Overiding Nez

WINDOW ROCK, Ariz. – Dec. 19, 2019 – At the Special Session of the 24th Navajo Nation Council on Dec. 19, 2019, three of four Council resolutions from the Fall Session that were vetoed by Navajo Nation President Jonathan Nez were overridden.

The Naabik’íyáti’ Committee of the Navajo Nation Council approved each of the overriding legislation at its Dec. 12, 2019 meeting. Those approvals advanced the four legislation to the special session of the full Navajo Nation Council.

Legislation No. 0358-19, sponsored by Hon. Edison J. Wauneka and cosponsored by Hon. Paul Begay, was an override of Navajo Nation Council Resolution CO-38-19. Legislation No. 0360-19, sponsored by Hon. Carl R. Slater and cosponsored by Hon. Jamie Henio, was an override of Resolution CO-40-19. Both resolutions, CO-38-19 and CO-40-19, amended the Navajo Election Code for clarification of the appointment, special election, removal provisions and the Office of Hearings and Appeals procedures.

Legislation 0362-19, sponsored by Hon. Nathaniel Brown, was an override of Resolution CO-37-19. 

Resolution CO-37-19 increased the Navajo Tribal Utility Authority’s debt limit to $1.5 billion. The increase was approved after the NTUA requested the ability to raise an additional $1 billion to finance future infrastructure projects across the Navajo Nation.

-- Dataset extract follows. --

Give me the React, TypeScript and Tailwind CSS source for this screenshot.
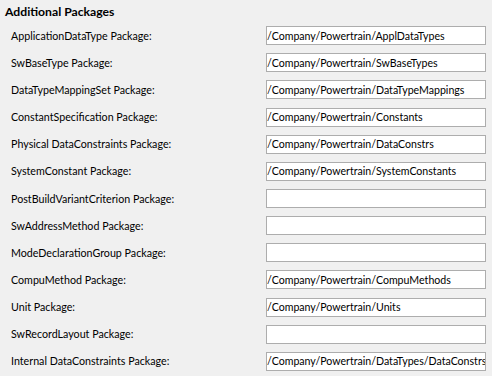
const ROWS: { label: string; value: string }[] = [
  { label: 'ApplicationDataType Package:', value: '/Company/Powertrain/ApplDataTypes' },
  { label: 'SwBaseType Package:', value: '/Company/Powertrain/SwBaseTypes' },
  { label: 'DataTypeMappingSet Package:', value: '/Company/Powertrain/DataTypeMappings' },
  { label: 'ConstantSpecification Package:', value: '/Company/Powertrain/Constants' },
  { label: 'Physical DataConstraints Package:', value: '/Company/Powertrain/DataConstrs' },
  { label: 'SystemConstant Package:', value: '/Company/Powertrain/SystemConstants' },
  { label: 'PostBuildVariantCriterion Package:', value: '' },
  { label: 'SwAddressMethod Package:', value: '' },
  { label: 'ModeDeclarationGroup Package:', value: '' },
  { label: 'CompuMethod Package:', value: '/Company/Powertrain/CompuMethods' },
  { label: 'Unit Package:', value: '/Company/Powertrain/Units' },
  { label: 'SwRecordLayout Package:', value: '' },
  { label: 'Internal DataConstraints Package:', value: '/Company/Powertrain/DataTypes/DataConstrs' },
];

export default function App() {
  return (
    <div
      className="w-[492px] h-[376px] overflow-hidden bg-[#f0f0f0] text-black text-[10.7px]"
      style={{ fontFamily: 'Lato, "Liberation Sans", sans-serif' }}
    >
      <div className="h-[22px] pl-[5px] pt-[4px] text-[12.2px] font-bold leading-[16px]">
        Additional Packages
      </div>
      {ROWS.map((r) => (
        <div key={r.label} className="flex h-[27.17px] items-center">
          <div className="w-[266px] pl-[11px] leading-[16px]">{r.label}</div>
          <input
            readOnly
            value={r.value}
            className="h-[19px] w-[220px] border border-[#adadad] bg-white px-0 text-[10.6px] leading-[16px] text-black outline-none"
            style={{ fontFamily: 'inherit' }}
          />
        </div>
      ))}
    </div>
  );
}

Delegate Brown said the Navajo Nation needs economic development, especially with the projected budget shortfall from the closure of Navajo Generating Station. 

“With this override, the NTUA has approval to pursue the funding to expand the Navajo Nation’s energy portfolio. The Navajo Nation Council’s support of our tribal enterprise is a critical part of diversifying our utility’s economic roadmap. Kayenta I and Kayenta II solar farms are investments that are already seeing returns, and we want to continue to support projects like that,” he said. 

Legislation 0370-19, sponsored by Hon. Daniel E. Tso, failed to obtain the 16 votes needed to override the president’s veto of CO-36-19. Resolution CO-36-19 amended the Navajo Nation Human Rights Commission’s plan of operation in Title 2 of the Navajo Nation Code. The changes to the commission would have reflected updates to the language that referenced previous Navajo Nation Council committees and added new language to bolster the commission’s ability to provide direct assistance to Navajo people experiencing human rights violations, including discriminatory practices.

The rules of overriding presidential vetoes require the Navajo Nation Council to go directly to a vote at a session of the full Council and two-thirds, or 16 Council Delegates, must vote to approve the override.

The Naabik’íyáti’ Committee invited President Nez to its Dec. 12 meeting to provide Council Delegates greater clarification for his use of executive veto authority. According to the Navajo Nation Code, the Naabik’íyáti’ Committee provides the only opportunity for discussion on overriding vetoes.

The 24th Navajo Nation Council also considered eight other legislation items at its Dec. 19 special session, including the confirmation of three new Navajo Nation District Court Judges: Hon. Neomi Gilmore, Hon. Letitia Stover, and Hon. Macolm Laughing. The newly confirmed judges will serve a two-year probationary term, after which the Law and Order Committee will perform an evaluation of performance.

The 24th Navajo Nation Council voted to approve Legislation No. 0306-19, sponsored by Delegate Kee Allen Begay, Jr., which sought Síhásin funding for the Tselani-Cottonwood Powerline Extension Project The NTUA will design, plan, and construct the project, which passed by a vote of 21-2  with a clause that NTUA shall not raise cost estimates.

The Navajo Nation Council is the legislative body of the Navajo Nation and is comprised of 24 Council Delegates representing 110 Chapters. The Naabik’íyáti’ Committee is one of five standing committees and also includes all 24 Council Delegates as members.